Noting that their commitment to life and poor women is something they’ve learned from the Gospel, they wrote that many times in the slums, women are mothers to their children “and to those down the hallway”.
“Yes, in moments in which so many speak about the poor, showing their ‘concern’ for them, our communities want to once again make visible that the women of our neighbourhoods chose life, the life of the girl or boy who is coming and that of the mother who is carrying the life in her womb, even if many times they have to do so alone, without a man owning up to his fatherhood,” the priests wrote.
Protagonists
Women will be the great protagonists of the centres they’re opening, the priests said, as “subjects of rights who not only receive support and care, but who also give it to their peers”.
After inviting others to replicate their initiatives, the priests wrote that the centres will offer food, medical attention, psychological support and legal and social orientation, not only throughout the pregnancy but also during the first years of their children.
But opening the centres is not all these slum priests have committed to: they will also open up the parishes in each poor neighbourhood and offer pregnant women a place where they can have lunch and afternoon snacks, rest, formation and orientation for whatever situation they’re facing, including fast adoptions if that’s the route the women want to take.
Similar support will be offered to young dads and women who’ve gone through the “drama of an abortion”. They will be able to find support in these day-centres and parishes too.
Francis, they say, has often denounced the ‘throw-away culture’ of modern societies: “The elderly, immigrants, people with disabilities, the poor and the unborn children are a burden, they ask for our attention, they ask for our care, they ‘steal’ our comforts and privileges, so there’s a strong tendency to discard them, take from them their right to exist.”
According to the latest poll by IPSOS, a Paris-based marketing research company, 49% of Argentina’s population rejects legal abortion, 40% supports it, while the rest doesn’t have an opinion.
The poll released last week also shows that rejection of the bill is higher among women than men.
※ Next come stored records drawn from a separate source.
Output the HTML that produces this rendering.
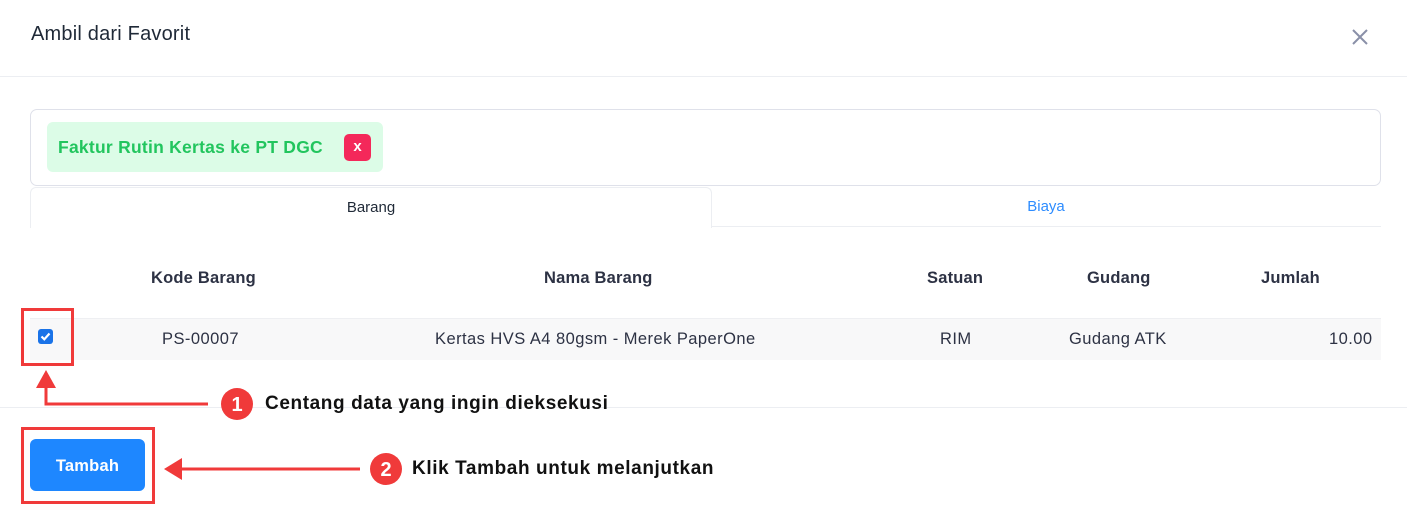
<!DOCTYPE html>
<html><head><style>
*{margin:0;padding:0;box-sizing:border-box}
body{width:1407px;height:510px;background:#fff;font-family:"Liberation Sans",sans-serif;position:relative;overflow:hidden;color:#1f2937}
.a{position:absolute}
</style></head><body>
<div class="a" style="left:31px;top:23px;font-size:20px;letter-spacing:0.2px;color:#1f2937">Ambil dari Favorit</div>
<svg class="a" style="left:1350px;top:27px" width="20" height="20"><path d="M3 3L17 17M17 3L3 17" stroke="#8a90a8" stroke-width="2"/></svg>
<div class="a" style="left:0;top:76px;width:1407px;height:1px;background:#eceef2"></div>
<div class="a" style="left:30px;top:109px;width:1351px;height:77px;border:1px solid #dfe1ea;border-radius:7px"></div>
<div class="a" style="left:47px;top:122px;width:336px;height:50px;background:#dcfce7;border-radius:6px"></div>
<div class="a" style="left:58px;top:137px;font-size:17.5px;font-weight:bold;letter-spacing:0.25px;color:#22c55e">Faktur Rutin Kertas ke PT DGC</div>
<div class="a" style="left:344px;top:134px;width:27px;height:27px;background:#f4285a;border-radius:5px;color:#fff;font-weight:bold;font-size:15px;text-align:center;line-height:26px">x</div>
<div class="a" style="left:30px;top:187px;width:682px;height:41px;border:1px solid #eceef2;border-bottom:none;border-radius:6px 6px 0 0;text-align:center;line-height:40px;font-size:15px;color:#1f2937">Barang</div>
<div class="a" style="left:711px;top:187px;width:670px;height:40px;border-bottom:1px solid #eceef2;text-align:center;line-height:40px;font-size:15px;color:#2d8cff">Biaya</div>
<div class="a" style="top:269px;left:0;width:1407px;font-size:16.5px;font-weight:bold;letter-spacing:0.2px;color:#2d3244">
<span class="a" style="left:151px">Kode Barang</span><span class="a" style="left:544px">Nama Barang</span><span class="a" style="left:927px">Satuan</span><span class="a" style="left:1087px">Gudang</span><span class="a" style="left:1261px">Jumlah</span></div>
<div class="a" style="left:30px;top:318px;width:1351px;height:42px;background:#f8f8f9;border-top:1px solid #eeeff2"></div>
<div class="a" style="top:330px;left:0;width:1407px;font-size:16.5px;letter-spacing:0.45px;color:#2d3244">
<span class="a" style="left:162px">PS-00007</span><span class="a" style="left:435px">Kertas HVS A4 80gsm - Merek PaperOne</span><span class="a" style="left:940px">RIM</span><span class="a" style="left:1069px">Gudang ATK</span><span class="a" style="left:1329px">10.00</span></div>
<div class="a" style="left:38px;top:329px;width:15px;height:15px;background:#1a73e8;border-radius:3px"></div>
<svg class="a" style="left:38px;top:329px" width="15" height="15"><path d="M3.5 7.5L6.3 10.3L11.5 4.5" stroke="#fff" stroke-width="2.2" fill="none"/></svg>
<div class="a" style="left:0;top:407px;width:1407px;height:1px;background:#eceef2"></div>
<div class="a" style="left:30px;top:439px;width:115px;height:52px;background:#1e87ff;border-radius:6px;color:#fff;font-weight:bold;font-size:16.5px;letter-spacing:0.2px;text-align:center;line-height:54px">Tambah</div>
<div class="a" style="left:21px;top:308px;width:53px;height:58px;border:3px solid #f03a3a"></div>
<div class="a" style="left:21px;top:427px;width:134px;height:77px;border:3px solid #f03a3a"></div>
<svg class="a" style="left:0;top:0" width="1407" height="510">
<path d="M46 385V404H208" stroke="#f03a3a" stroke-width="3" fill="none"/>
<path d="M36 388L46 370L56 388Z" fill="#f03a3a"/>
<path d="M180 469H360" stroke="#f03a3a" stroke-width="3"/>
<path d="M182 458L164 469L182 480Z" fill="#f03a3a"/>
<circle cx="237" cy="404" r="16" fill="#f03a3a"/><circle cx="386" cy="469" r="16" fill="#f03a3a"/>
<text x="237" y="411" fill="#fff" font-size="20" font-weight="bold" text-anchor="middle" font-family="Liberation Sans">1</text>
<text x="386" y="476" fill="#fff" font-size="20" font-weight="bold" text-anchor="middle" font-family="Liberation Sans">2</text>
</svg>
<div class="a" style="left:265px;top:393px;font-size:19px;font-weight:bold;letter-spacing:0.6px;color:#111">Centang data yang ingin dieksekusi</div>
<div class="a" style="left:412px;top:458px;font-size:19px;font-weight:bold;letter-spacing:0.6px;color:#111">Klik Tambah untuk melanjutkan</div>
</body></html>
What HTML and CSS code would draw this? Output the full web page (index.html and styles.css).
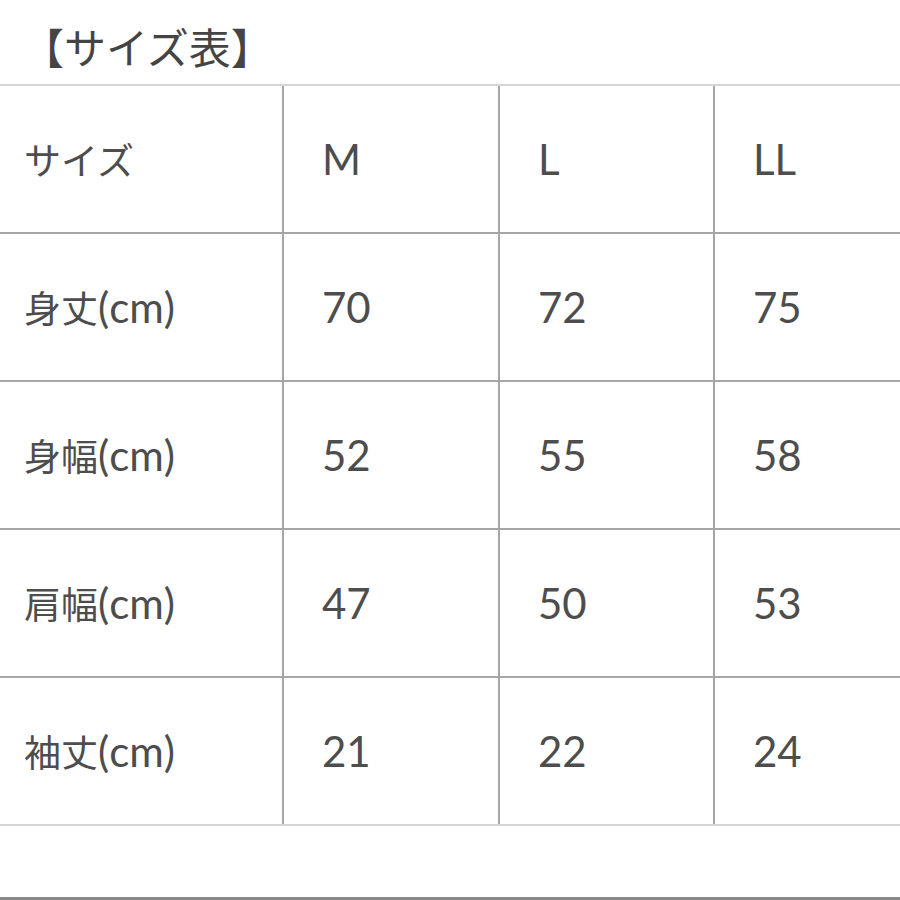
FILE: index.html
```
<!DOCTYPE html>
<html lang="ja">
<head>
<meta charset="utf-8">
<title>サイズ表</title>
<link rel="stylesheet" href="styles.css">
</head>
<body>
<div class="page">
  <h1 class="title">【サイズ表】</h1>
  <div class="table-wrap">
    <table class="size-table">
      <colgroup>
        <col class="c1"><col class="c2"><col class="c3"><col class="c4">
      </colgroup>
      <tbody>
        <tr><td><span class="jp">サイズ</span></td><td>M</td><td>L</td><td>LL</td></tr>
        <tr><td><span class="jp">身丈</span>(cm)</td><td>70</td><td>72</td><td>75</td></tr>
        <tr><td><span class="jp">身幅</span>(cm)</td><td>52</td><td>55</td><td>58</td></tr>
        <tr><td><span class="jp">肩幅</span>(cm)</td><td>47</td><td>50</td><td>53</td></tr>
        <tr><td><span class="jp">袖丈</span>(cm)</td><td>21</td><td>22</td><td>24</td></tr>
      </tbody>
    </table>
  </div>
  <div class="spacer"></div>
  <div class="bottom-rule"></div>
</div>
</body>
</html>
```
FILE: styles.css
```
html, body {
  margin: 0;
  padding: 0;
  background: #ffffff;
}
.page {
  width: 900px;
  height: 900px;
  overflow: hidden;
  display: flex;
  flex-direction: column;
  font-family: Lato, "Noto Sans CJK JP", sans-serif;
  color: #4d4d4d;
}
.title {
  margin: 0;
  height: 84px;
  box-sizing: border-box;
  padding: 22px 0 0 22px;
  font-size: 42px;
  line-height: 48px;
  font-weight: 400;
  font-family: "Noto Sans CJK JP", sans-serif;
  color: #444444;
}
.table-wrap {
  width: 900px;
  overflow: hidden;
}
.size-table {
  width: 932px;
  table-layout: fixed;
  border-collapse: collapse;
}
.c1 { width: 283px; }
.c2 { width: 216px; }
.c3 { width: 215px; }
.c4 { width: 218px; }
.size-table td {
  height: 148px;
  padding: 0 0 0 38px;
  box-sizing: border-box;
  border-bottom: 2px solid #a6a6a6;
  border-left: 2px solid #a6a6a6;
  font-size: 42px;
  font-weight: 400;
  line-height: 1;
  vertical-align: middle;
  white-space: nowrap;
}
.size-table td:first-child {
  border-left: none;
  padding-left: 24px;
}
.jp {
  font-family: "Noto Sans CJK JP", sans-serif;
  font-size: 37px;
  font-weight: 400;
}
.size-table tr:first-child td {
  border-top: 2px solid #d6d6d6;
}
.size-table tr:last-child td {
  border-bottom: 2px solid #d6d6d6;
}
.spacer {
  flex: 1;
}
.bottom-rule {
  height: 3px;
  background: #8a8a8a;
}
```
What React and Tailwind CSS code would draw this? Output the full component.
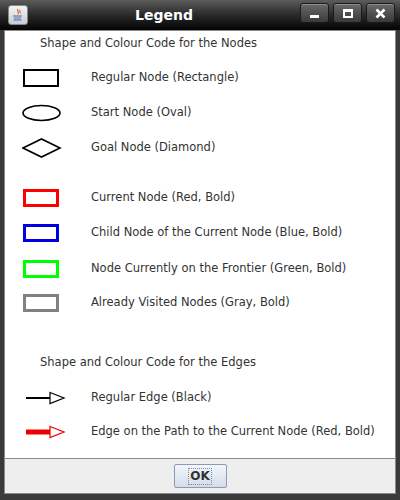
import React from "react";

const font = { fontFamily: '"DejaVu Sans", "Liberation Sans", sans-serif' };

function RectIcon({ color, w = 3 }) {
  return (
    <svg width="40" height="20" viewBox="0 0 40 20">
      <rect x={1 + w / 2} y={1 + w / 2} width={36 - w} height={18 - w} fill="none" stroke={color} strokeWidth={w} />
    </svg>
  );
}

function Row({ icon, label, className = "" }) {
  return (
    <div className={`flex items-center h-[20px] ${className}`}>
      <div className="w-[70px] pl-[17px] flex items-center">{icon}</div>
      <span className="pl-[16px] text-[11.5px] text-[#333]">{label}</span>
    </div>
  );
}

function TitleButton({ children }) {
  return (
    <div className="w-[29px] h-[20px] rounded-[3px] border border-[#1a1a1a] bg-gradient-to-b from-[#6a6a6a] to-[#3a3a3a] flex items-center justify-center shadow-[inset_0_1px_0_rgba(255,255,255,0.25)]">
      {children}
    </div>
  );
}

export default function App() {
  return (
    <div className="w-[400px] h-[500px] bg-[#3a3a3a] flex flex-col" style={font}>
      {/* title bar */}
      <div className="h-[30px] flex items-center bg-gradient-to-b from-[#5c5c5c] via-[#2a2a2a] to-[#050505]">
        <div className="ml-[8px] w-[20px] h-[20px] rounded-[3px] bg-gradient-to-b from-[#f4f4f4] to-[#c8ccd4] border border-[#888] flex items-center justify-center">
          <svg width="14" height="14" viewBox="0 0 14 14">
            <path d="M7 1c-2 2 2 3 0 5M9 2c-1 1 1 2 0 3" stroke="#e0602a" strokeWidth="1.2" fill="none" />
            <path d="M2 8h9M3 10h7M2.5 12h8" stroke="#4a6aa8" strokeWidth="1.2" />
          </svg>
        </div>
        <div className="flex-1 flex items-center justify-center">
          <span className="text-white font-bold text-[14px]">Legend</span>
        </div>
        <div className="mr-[5px] flex gap-[4px] mt-[-4px]">
          <TitleButton>
            <div className="w-[9px] h-[3px] bg-white mt-[6px]" />
          </TitleButton>
          <TitleButton>
            <div className="w-[10px] h-[9px] border-2 border-white border-t-[3px]" />
          </TitleButton>
          <TitleButton>
            <svg width="11" height="11" viewBox="0 0 11 11">
              <path d="M1.5 1.5l8 8M9.5 1.5l-8 8" stroke="white" strokeWidth="2.5" />
            </svg>
          </TitleButton>
        </div>
      </div>
      {/* body */}
      <div className="flex-1 flex flex-col px-[4px] pb-[6px]">
        <div className="flex-1 flex flex-col border border-[#8a8a8a] bg-[#eeeeee]">
          <div className="h-[428px] bg-white border-b border-[#8a8a8a] flex flex-col">
            <div className="pl-[35px] pt-[4px] h-[22px] text-[11.5px] text-[#333] flex items-center">
              Shape and Colour Code for the Nodes
            </div>
            <Row className="mt-[15px]" icon={<RectIcon color="#000" w={2} />} label="Regular Node (Rectangle)" />
            <Row
              className="mt-[15px]"
              icon={
                <svg width="40" height="18" viewBox="0 0 40 18">
                  <ellipse cx="19.5" cy="9" rx="18.5" ry="7.5" fill="none" stroke="#000" strokeWidth="1.6" />
                </svg>
              }
              label="Start Node (Oval)"
            />
            <Row
              className="mt-[15px]"
              icon={
                <svg width="40" height="20" viewBox="0 0 40 20">
                  <path d="M1 10L19.5 1L38 10L19.5 19Z" fill="none" stroke="#000" strokeWidth="1.6" />
                </svg>
              }
              label="Goal Node (Diamond)"
            />
            <Row className="mt-[30px]" icon={<RectIcon color="#ff0000" />} label="Current Node (Red, Bold)" />
            <Row className="mt-[15px]" icon={<RectIcon color="#0000e0" />} label="Child Node of the Current Node (Blue, Bold)" />
            <Row className="mt-[16px]" icon={<RectIcon color="#00ff00" />} label="Node Currently on the Frontier (Green, Bold)" />
            <Row className="mt-[14px]" icon={<RectIcon color="#808080" />} label="Already Visited Nodes (Gray, Bold)" />
            <div className="pl-[35px] mt-[40px] h-[20px] text-[11.5px] text-[#333] flex items-center">
              Shape and Colour Code for the Edges
            </div>
            <Row
              className="mt-[15px]"
              icon={
                <svg width="44" height="14" viewBox="0 0 44 14">
                  <path d="M4 7H28" stroke="#000" strokeWidth="2" />
                  <path d="M28 1.5L42 7L28 12.5Z" fill="white" stroke="#000" strokeWidth="1.2" />
                </svg>
              }
              label="Regular Edge (Black)"
            />
            <Row
              className="mt-[14px]"
              icon={
                <svg width="44" height="14" viewBox="0 0 44 14">
                  <path d="M4 7H28" stroke="#ee0000" strokeWidth="5" />
                  <path d="M28 1.5L42 7L28 12.5Z" fill="white" stroke="#ee0000" strokeWidth="1.2" />
                </svg>
              }
              label="Edge on the Path to the Current Node (Red, Bold)"
            />
          </div>
          <div className="flex-1 flex items-center justify-center">
            <button className="w-[53px] h-[24px] border border-[#8a9bb2] rounded-[2px] bg-gradient-to-b from-[#f4f7fb] to-[#d3dce8] flex items-center justify-center">
              <span className="px-[1px] border border-dotted border-[#7a8aa0] font-bold text-[12px] text-[#333] leading-[15px]">OK</span>
            </button>
          </div>
        </div>
      </div>
    </div>
  );
}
Among those of lower income status opposition goes up to 57%, with only 32% in favour, while among wealthy women the acceptance of the bill is 52%.
Though the bill is being presented as a ‘health emergency’, many of those who spoke in the Argentine senate in recent days noted that in 2016, 43 women died of a pregnancy that ended in abortion.
The national health ministry doesn’t distinguish between induced abortion and miscarriage. Statistically speaking, it’s the 70th cause of maternal death in the country.
Also in remarks to the senate, lawyers reiterated that it would violate Argentina’s Constitution, which considers life to begin at conception.
Though the bill contemplates individual conscientious objection, every hospital in the country would be required to provide abortions within five days of a request. If refused, the doctor and other members of the staff could face prison time.